The Future of Teacher PD Is Personal, Practical, and Continuous
Professional development isn’t a checkbox anymore. It’s a habit. The best teachers aren’t the ones who went to one big workshop-they’re the ones who keep learning, every week, in small doses.
Online formats make that possible. A teacher can learn how to use AI-powered grammar checkers while grading essays. Another can watch a 12-minute video on managing screen fatigue during remote learning while waiting for their coffee to brew.
The goal isn’t to turn every teacher into a tech expert. It’s to give them the tools to connect, support, and teach every student-no matter where they are.
What’s the biggest mistake schools make with online teacher PD?

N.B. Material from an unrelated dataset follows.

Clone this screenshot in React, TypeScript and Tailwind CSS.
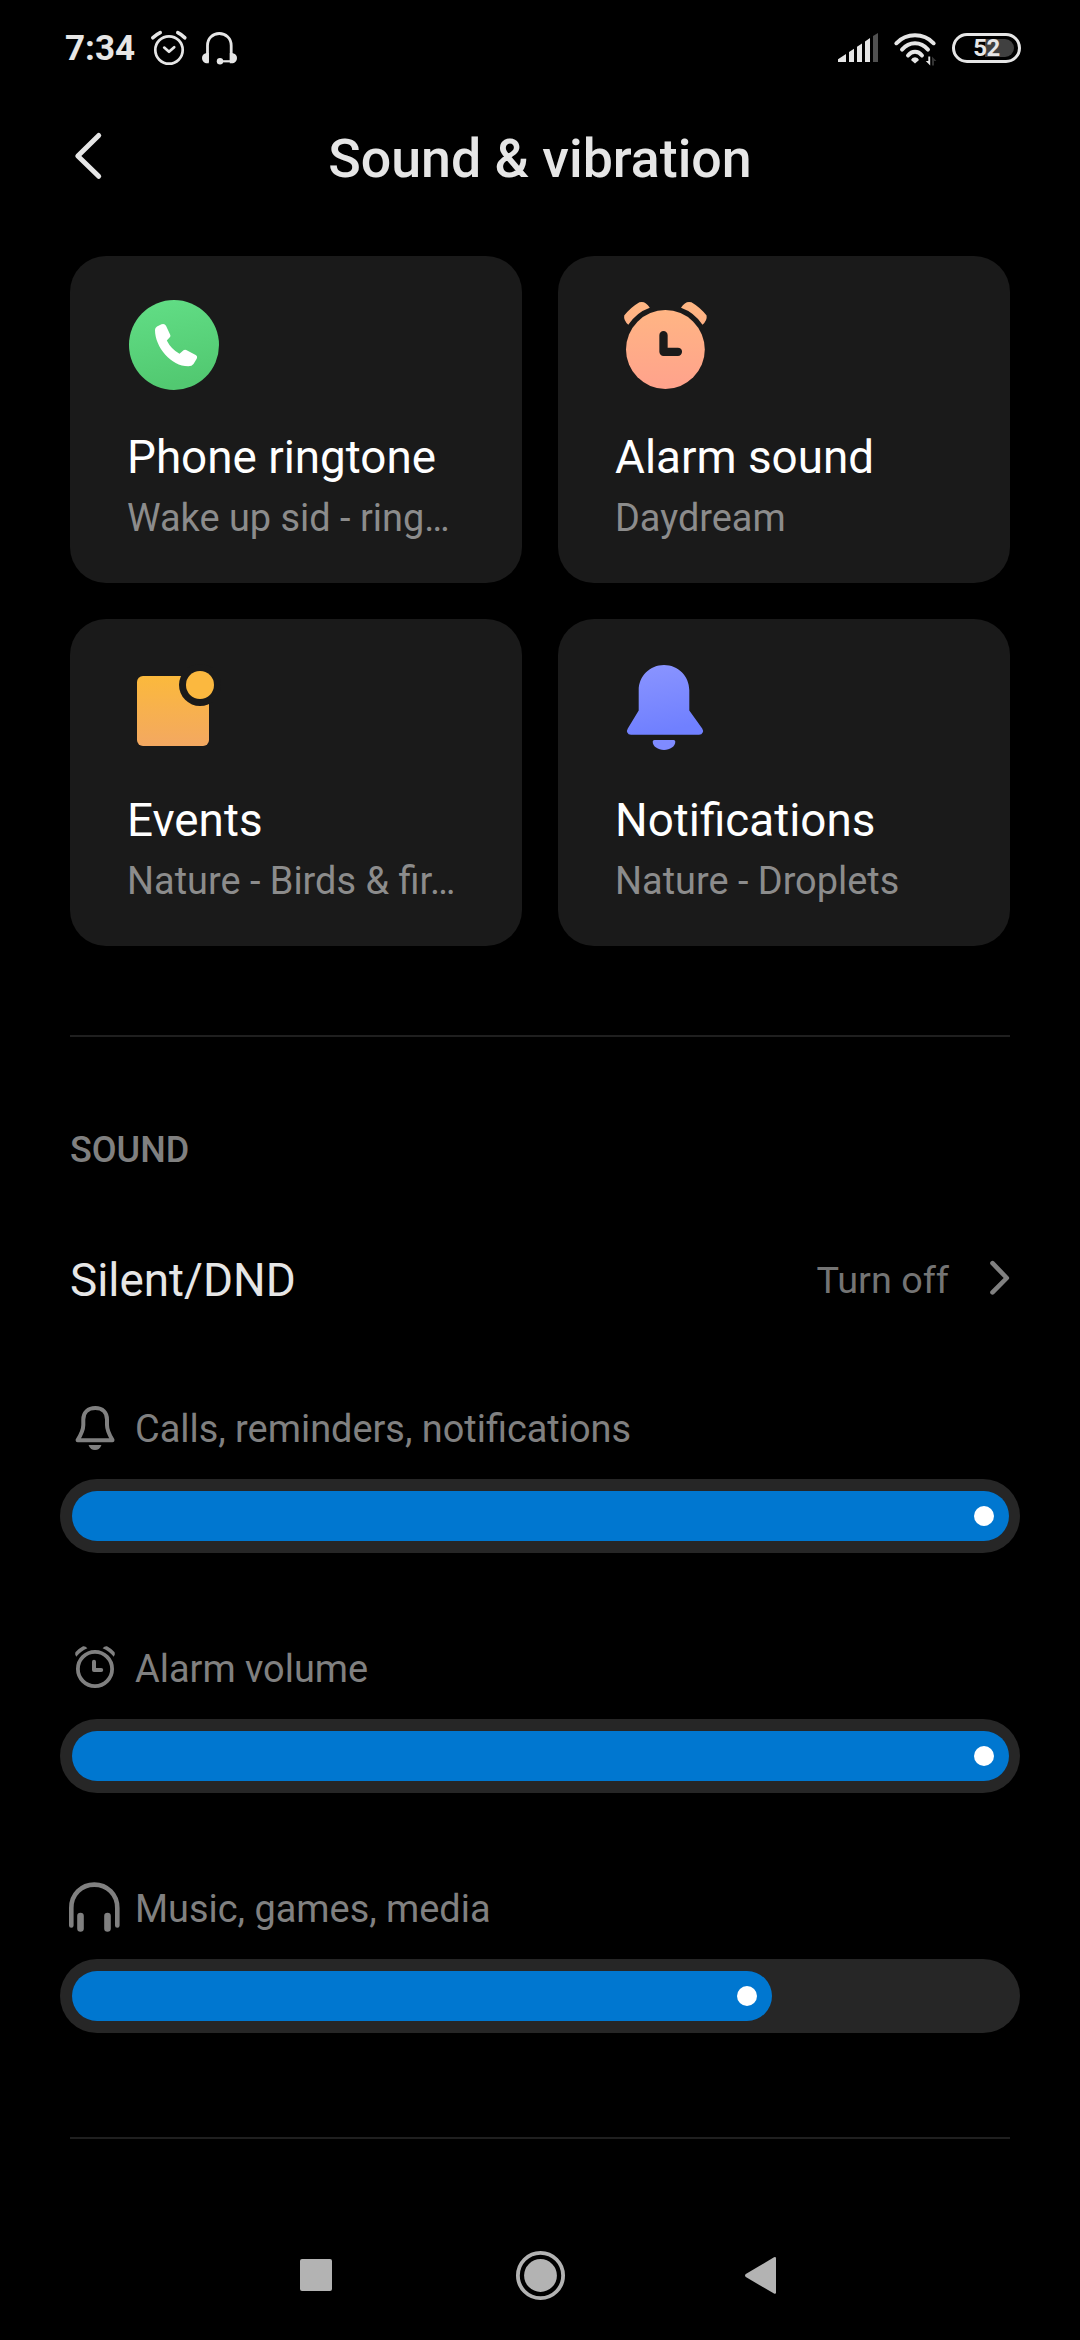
import { ReactNode } from "react";

type Sound = {
  title: string;
  value: string;
  icon: ReactNode;
};

type Volume = {
  label: string;
  width: number;
  icon: ReactNode;
};

const PhoneIcon = () => (
  <svg width="96" height="96" viewBox="0 0 96 96">
    <defs>
      <linearGradient id="phone" x1="0" y1="0" x2="0.2" y2="1">
        <stop offset="0" stopColor="#62de86" />
        <stop offset="1" stopColor="#52c971" />
      </linearGradient>
    </defs>
    <circle cx="47" cy="48" r="45" fill="url(#phone)" />
    <path
      d="M28 33Q28 30.5 30 29.5L34.5 27.3Q37.5 26 39 28.8L43.3 38Q43.8 39.3 42.8 40.3L39.8 43.5Q44 52 52.5 56.8L56.5 53.3Q57.8 52.3 59.2 53L68.7 58Q70.8 59.3 69.7 61.8L66.5 67Q65 69.3 61.3 69.3C44 69.3 28 50 28 33Z"
      fill="#fff"
    />
  </svg>
);

const AlarmIcon = () => (
  <svg width="96" height="96" viewBox="0 0 96 96">
    <defs>
      <linearGradient
        id="alarm"
        x1="0"
        y1="5"
        x2="0"
        y2="92"
        gradientUnits="userSpaceOnUse"
      >
        <stop offset="0" stopColor="#ffb783" />
        <stop offset="1" stopColor="#ffa28c" />
      </linearGradient>
    </defs>
    <g fill="url(#alarm)">
      <circle cx="50.4" cy="52.5" r="39.4" />
      <path d="M13.3 27.8Q8.4 23.5 9.2 18.6Q15.5 10.5 24.4 5.3Q30.2 3.4 34.8 10.8Q21.5 15.5 13.3 27.8Z" />
      <path d="M87.5 27.8Q92.4 23.5 91.6 18.6Q85.3 10.5 76.4 5.3Q70.6 3.4 66 10.8Q79.3 15.5 87.5 27.8Z" />
    </g>
    <path
      d="M48.5 38.2V54.8H62.9"
      fill="none"
      stroke="#1a1a1a"
      strokeWidth="8.3"
      strokeLinecap="round"
      strokeLinejoin="round"
    />
  </svg>
);

const EventsIcon = () => (
  <svg width="96" height="96" viewBox="0 0 96 96">
    <defs>
      <linearGradient id="events" x1="0" y1="0" x2="0" y2="1">
        <stop offset="0" stopColor="#fbb93c" />
        <stop offset="1" stopColor="#f3a861" />
      </linearGradient>
    </defs>
    <rect x="10" y="16" width="72" height="70" rx="6" fill="url(#events)" />
    <circle cx="73" cy="25" r="21" fill="#1a1a1a" />
    <circle cx="73" cy="25" r="14" fill="#fbb83f" />
  </svg>
);

const BellIcon = () => (
  <svg width="96" height="96" viewBox="0 0 96 96">
    <defs>
      <linearGradient id="bell" x1="0" y1="0" x2="0.2" y2="1">
        <stop offset="0" stopColor="#8b95ff" />
        <stop offset="1" stopColor="#7080ff" />
      </linearGradient>
    </defs>
    <path
      d="M23.7 30.3C23.7 16 35 5 49 5S74.3 16 74.3 30.3V50.5L87.2 68.5Q88.6 70.7 87.7 72.4Q86.8 74.7 84 74.7H16Q13.2 74.7 12.3 72.4Q11.5 70.7 12.8 68.5L23.7 50.5Z"
      fill="url(#bell)"
    />
    <path
      d="M39.5 80H58.7Q60.3 80 60.3 81.8C60.3 86.5 55 90 49 90S37.7 86.5 37.7 81.8Q37.7 80 39.5 80Z"
      fill="#7f8bff"
    />
  </svg>
);

const sounds: Sound[] = [
  { title: "Phone ringtone", value: "Wake up sid - ring…", icon: <PhoneIcon /> },
  { title: "Alarm sound", value: "Daydream", icon: <AlarmIcon /> },
  { title: "Events", value: "Nature - Birds & fir…", icon: <EventsIcon /> },
  { title: "Notifications", value: "Nature - Droplets", icon: <BellIcon /> },
];

const volumes: Volume[] = [
  {
    label: "Calls, reminders, notifications",
    width: 937,
    icon: (
      <svg width="50" height="54" viewBox="0 0 50 54" fill="none">
        <path
          d="M13.3 17.5C13.3 10.5 18 6 25.3 6S37 10.5 37 17.5V23C37 29 39.5 33 42.5 38V38.2H7.6V38C10.8 33 13.3 29 13.3 23Z"
          stroke="#808080"
          strokeWidth="4"
          strokeLinejoin="round"
        />
        <path
          d="M19 43H31Q31.5 43 31.2 43.8Q29.5 48 25 48T18.8 43.8Q18.5 43 19 43Z"
          fill="#808080"
        />
      </svg>
    ),
  },
  {
    label: "Alarm volume",
    width: 937,
    icon: (
      <svg width="50" height="54" viewBox="0 0 50 54" fill="none">
        <circle cx="25" cy="27" r="17.1" stroke="#808080" strokeWidth="3.8" />
        <path
          d="M24 19.8V28H31.2"
          stroke="#808080"
          strokeWidth="4"
          strokeLinecap="round"
          strokeLinejoin="round"
        />
        <path
          d="M6.2 14.8Q4.5 12 5.4 10.3Q8.5 6.5 13 4.2Q15.5 3.8 17.4 6.2Q11 8.8 6.2 14.8ZM43.8 14.8Q45.5 12 44.6 10.3Q41.5 6.5 37 4.2Q34.5 3.8 32.6 6.2Q39 8.8 43.8 14.8Z"
          fill="#808080"
        />
      </svg>
    ),
  },
  {
    label: "Music, games, media",
    width: 700,
    icon: (
      <svg className="overflow-visible" width="50" height="54" viewBox="0 0 50 54" fill="none">
        <path
          d="M1.3 43.5V26C1.3 12.5 11.5 2.6 24.3 2.6S47.3 12.5 47.3 26V43.5"
          stroke="#808080"
          strokeWidth="4.6"
          strokeLinecap="round"
        />
        <path
          d="M10.5 34V46.5M37.5 34V46.5"
          stroke="#808080"
          strokeWidth="6.6"
          strokeLinecap="round"
        />
      </svg>
    ),
  },
];

const StatusBar = () => (
  <div className="flex h-24 items-center justify-between pl-[65px] pr-[59px] text-[#e6e6e6]">
    <div className="flex items-center">
      <div className="w-[83px] text-[35px] font-bold leading-none">7:34</div>
      <svg width="42" height="42" viewBox="0 0 42 42" fill="none">
        <g stroke="#e6e6e6" strokeLinecap="round" strokeLinejoin="round">
          <circle cx="21" cy="23" r="13.7" strokeWidth="2.7" />
          <path d="M16.2 20.6L21 24.8L26.2 20.2" strokeWidth="2.7" />
        </g>
        <path
          d="M4.8 10.8Q8 7.6 12.2 5.6M29.8 5.6Q34 7.6 36.8 10.8"
          stroke="#e6e6e6"
          strokeWidth="3.6"
          strokeLinecap="round"
        />
      </svg>
      <svg className="ml-2" width="42" height="42" viewBox="0 0 42 42" fill="none">
        <path
          d="M9.5 35V18.5C9.5 11 15 6.5 21.3 6.5S33.2 11 33.2 18.5V35"
          stroke="#e6e6e6"
          strokeWidth="2.8"
        />
        <path
          d="M10.8 26H8.5Q4 27 4 31T8 36.3H10.8ZM31.8 26H34.2Q39 27 39 31T35 36.3H31.8Z"
          fill="#e6e6e6"
        />
        <path d="M22 34.3H34" stroke="#e6e6e6" strokeWidth="2.2" />
        <circle cx="22" cy="34.2" r="3.2" fill="#e6e6e6" />
      </svg>
    </div>
    <div className="flex items-center">
      <svg width="42" height="32" viewBox="0 0 42 32">
        <path
          d="M0 30V27.3L8 22V30ZM11 30V20L16 16.7V30ZM19 30V14.7L24 11.4V30ZM27 30V9.4L32 6.1V30Z"
          fill="#e6e6e6"
        />
        <path d="M35 30V4.1L40 1V30Z" fill="#505050" />
      </svg>
      <svg className="ml-3" width="46" height="36" viewBox="0 0 46 36" fill="none">
        <g stroke="#e6e6e6" strokeWidth="3.9" strokeLinecap="round">
          <path d="M4.3 13.3Q12 5.3 23 5.3T41.7 13.3" />
          <path d="M10 19.6Q15.5 13.3 23 13.3T36 19.6" />
          <path d="M16 25.4Q19 21.7 23 21.7T30 25.4" />
        </g>
        <path d="M23 27.3Q26 27.3 27 30L23 33.6L19 30Q20 27.3 23 27.3Z" fill="#e6e6e6" />
        <path d="M36.3 26.5H38.2V35.5L33.8 31H36.3Z" fill="#e6e6e6" />
        <path d="M42 35.5H40V26.5L44.4 31H42Z" fill="#333" />
      </svg>
      <div className="relative ml-[14px] flex h-[30px] w-[69px] items-center justify-center rounded-full border-[3px] border-[#e6e6e6]">
        <div className="absolute right-1 top-[3px] h-[18px] w-[29px] rounded-r-full bg-[#404040]" />
        <div className="relative text-[24px] font-bold leading-none tracking-[-0.5px]">
          52
        </div>
      </div>
    </div>
  </div>
);

const SoundCard = ({ sound }: { sound: Sound }) => {
  return (
    <div className="h-[327px] rounded-[36px] bg-[#1a1a1a] pl-[57px] pt-[41px]">
      {sound.icon}
      <div className="mt-[35px] text-[45.8px] leading-[60px] text-white">
        {sound.title}
      </div>
      <div className="mt-[5px] whitespace-nowrap text-[37.9px] leading-[50px] text-[#8c8c8c]">
        {sound.value}
      </div>
    </div>
  );
};

const VolumeSlider = ({ volume }: { volume: Volume }) => {
  return (
    <div className="h-60">
      <div className="flex h-[54px] items-center gap-[15px] pl-[10px]">
        {volume.icon}
        <div className="text-[37.9px] leading-[54px] text-[#808080]">
          {volume.label}
        </div>
      </div>
      <div className="mt-[23px] h-[74px] rounded-full bg-[#262626] p-3">
        <div
          className="flex h-[50px] items-center justify-end rounded-full bg-[#0077d0] pr-[15px]"
          style={{ width: volume.width }}
        >
          <div className="h-5 w-5 rounded-full bg-white" />
        </div>
      </div>
    </div>
  );
};

const NavBar = () => (
  <div className="flex h-[130px] items-center justify-center gap-[160px]">
    <svg width="64" height="64" viewBox="0 0 64 64">
      <rect x="16" y="16" width="32" height="32" rx="2" fill="#b3b3b3" />
    </svg>
    <svg width="64" height="64" viewBox="0 0 64 64">
      <circle cx="32.5" cy="32.5" r="22.6" fill="none" stroke="#b3b3b3" strokeWidth="3.8" />
      <circle cx="32.5" cy="32.5" r="16.4" fill="#b3b3b3" />
    </svg>
    <svg width="64" height="64" viewBox="0 0 64 64">
      <path
        d="M13.8 31L42 14.3Q44 13.6 44 15.5V49.5Q44 51.3 42 50.6L13.8 34Q12.2 32.5 13.8 31Z"
        fill="#b3b3b3"
      />
    </svg>
  </div>
);

const App = () => {
  return (
    <div className="flex h-[2340px] w-[1080px] flex-col overflow-hidden bg-black font-['Roboto',sans-serif]">
      <StatusBar />
      <div className="grid h-[126px] grid-cols-[1fr_auto_1fr] items-center px-[60px]">
        <svg width="60" height="60" viewBox="0 0 60 60" fill="none">
          <path
            d="M38.7 6.5L17.8 27L38.7 47.3"
            stroke="#e6e6e6"
            strokeWidth="5"
            strokeLinecap="round"
            strokeLinejoin="round"
          />
        </svg>
        <div className="text-[53.7px] font-medium leading-[70px] text-[#e6e6e6]">
          Sound &amp; vibration
        </div>
      </div>

      <div className="mx-[70px] mt-[34px] grid grid-cols-2 gap-9">
        {sounds.map((sound) => (
          <SoundCard key={sound.title} sound={sound} />
        ))}
      </div>

      <div className="mx-[70px] mt-[89px] h-[2px] bg-[#1f1f1f]" />

      <div className="mx-[70px] mt-[89px] text-[36px] font-medium leading-[48px] text-[#808080]">
        SOUND
      </div>

      <div className="mx-[70px] mt-[76px] flex h-[60px] items-center">
        <div className="flex-1 pt-[2px] text-[45.8px] leading-[60px] text-[#e6e6e6]">
          Silent/DND
        </div>
        <div className="text-[37.8px] leading-[60px] text-[#747474]">Turn off</div>
        <svg className="ml-[35px]" width="26" height="60" viewBox="0 0 26 60" fill="none">
          <path
            d="M8.5 13.2L22.8 28L8.5 42.4"
            stroke="#808080"
            strokeWidth="4.6"
            strokeLinecap="round"
            strokeLinejoin="round"
          />
        </svg>
      </div>

      <div className="mx-[60px] mt-[92px]">
        {volumes.map((volume) => (
          <VolumeSlider key={volume.label} volume={volume} />
        ))}
      </div>

      <div className="mx-[70px] mt-[15px] h-[2px] shrink-0 bg-[#1f1f1f]" />
      <div className="mt-auto">
        <NavBar />
      </div>
    </div>
  );
};

export default App;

The biggest mistake is treating it like a one-time event. Sending teachers to a single webinar or requiring them to complete a 3-hour course at the start of the year doesn’t lead to lasting change. Effective PD is ongoing, tied to classroom needs, and built into the school week-not tacked on as extra work.
Can online PD really help teachers working with students who have disabilities?
Yes-but only if the content is specific. Generic training on "inclusive teaching" won’t cut it. Teachers need step-by-step guidance on how to adapt digital tools for students with visual impairments, motor challenges, or processing disorders. Platforms that offer real classroom examples, downloadable templates, and feedback from special education specialists make the biggest difference.
How do teachers find time for online PD with heavy workloads?
Schools that succeed build PD into the schedule. That means protecting planning periods, offering early release days for training, or allowing teachers to complete modules during lunch or after school without penalty. Teachers can’t do it alone-districts have to create space for learning.
Are free online PD resources reliable?
Some are. Organizations like Edutopia, Teaching Tolerance, and the National Center for Learning Disabilities offer high-quality, research-based modules at no cost. The key is to look for content backed by peer-reviewed studies or developed in partnership with schools-not just blog posts or vendor promotions.
Should teachers be evaluated based on their PD completion?
No. Evaluation should focus on how PD improved student outcomes-not whether a teacher clicked through a course. If PD becomes a compliance issue, teachers will treat it like a chore. When it’s tied to real classroom improvement, it becomes part of professional growth.